ABSTRACT
From Enron scandal to Satyam scandal, many ‘false creative accounting practices’ have been created. Corporate frauds are now becoming a center of attention like Tyco, Worldcom, Freedie Mac. According to researchers, these frauds are hindering public confidence by producing fake reports. This report analyzes the India’s major corporate fraud-‘Satyam Scandal’ and what auditing issues arose in that scandal. The Satyam Scandal bought light to the code of ethics when its CEO falsified the accounts and auditors chose to remain silent by monetary measure.
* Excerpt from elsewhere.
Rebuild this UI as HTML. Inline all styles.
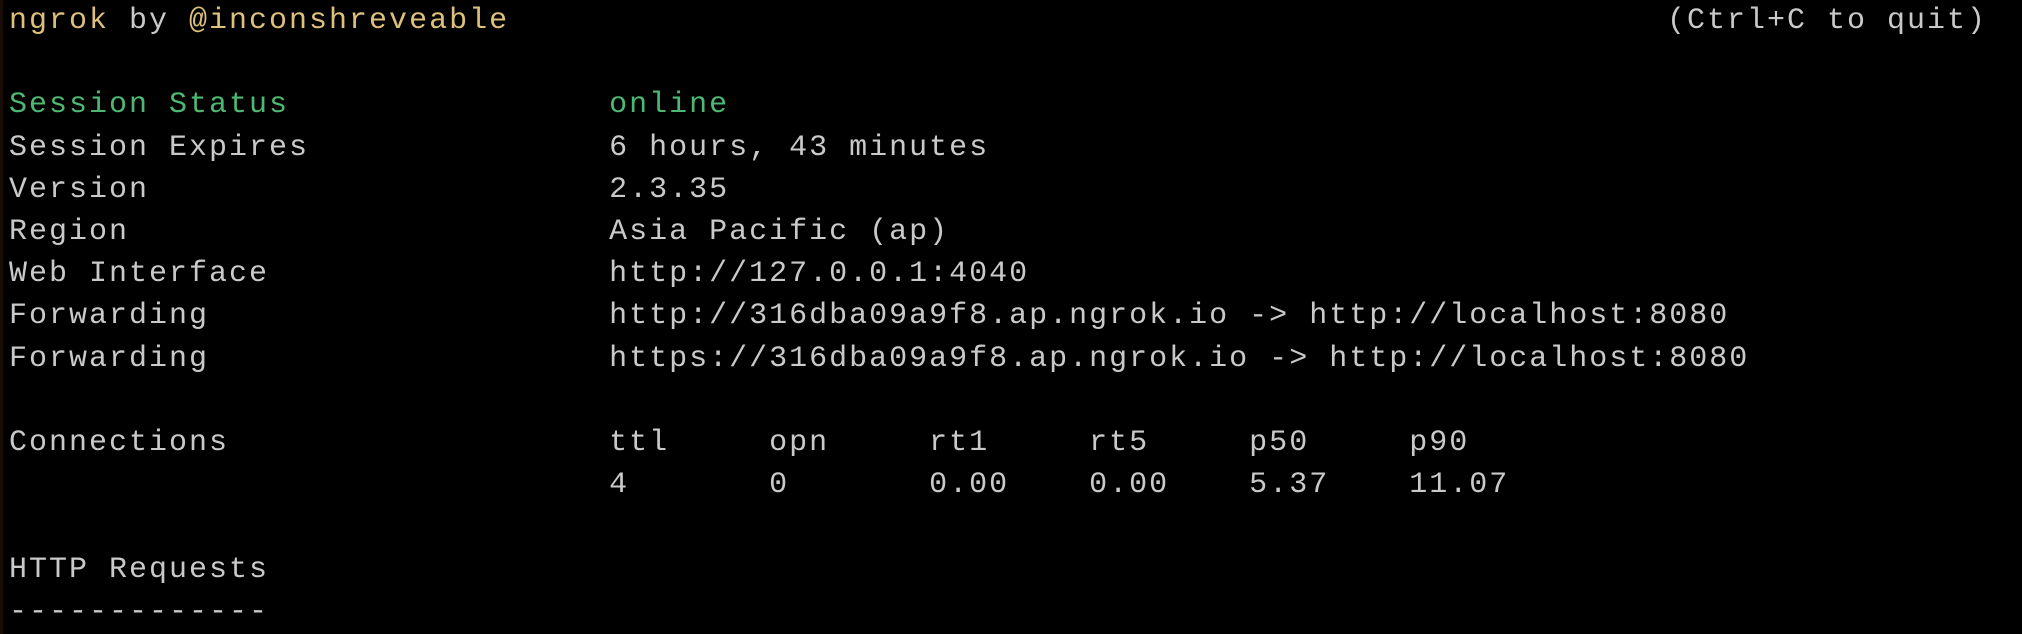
<!DOCTYPE html>
<html><head><meta charset="utf-8"><style>
html,body{margin:0;padding:0;background:#000;width:2022px;height:634px;overflow:hidden}
body{position:relative;border-left:3px solid #1a0c06;box-sizing:border-box}
pre,#q{position:absolute;margin:0;font-family:"Liberation Mono",monospace;font-size:30px;letter-spacing:2px;line-height:42.2px;color:#c9c9c9;top:0px;white-space:pre}
pre{left:6px}
.y{color:#dcc07c}.g{color:#4db873}
#q{left:1664px}
</style></head><body>
<pre><span class="y">ngrok</span> by <span class="y">@inconshreveable</span>

<span class="g">Session Status                online</span>
Session Expires               6 hours, 43 minutes
Version                       2.3.35
Region                        Asia Pacific (ap)
Web Interface                 http://127.0.0.1:4040
Forwarding                    http://316dba09a9f8.ap.ngrok.io -&gt; http://localhost:8080
Forwarding                    https://316dba09a9f8.ap.ngrok.io -&gt; http://localhost:8080

Connections                   ttl     opn     rt1     rt5     p50     p90
                              4       0       0.00    0.00    5.37    11.07

HTTP Requests
-------------</pre>
<div id="q">(Ctrl+C to quit)</div>
</body></html>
The accounting fraud committed by the founders of Satyam in 2009 is a testament to the fact that “the science of conduct is swayed in large by human greed, ambition, and hunger for power, money, fame and glory.” Satyam fraud enabled the government to produce new regulations for public listed companies and imposing heavy penalties on audit firm for any misconduct as auditors are the ones who give public the true picture of the company. This report also examines how these auditing scandals are relevant to Australian auditors and what are the ways to avoid these frauds.
INTRODUCTION
Fraud involves a wide range of illegal practices and misrepresentations which affects the society as a whole. According to the Association of Certified Fraud Examiners (ACFE), fraud is “a deception or misrepresentation that an individual or entity makes knowing that misrepresentation could result in some unauthorized benefit to the individual or to the entity or some other party”.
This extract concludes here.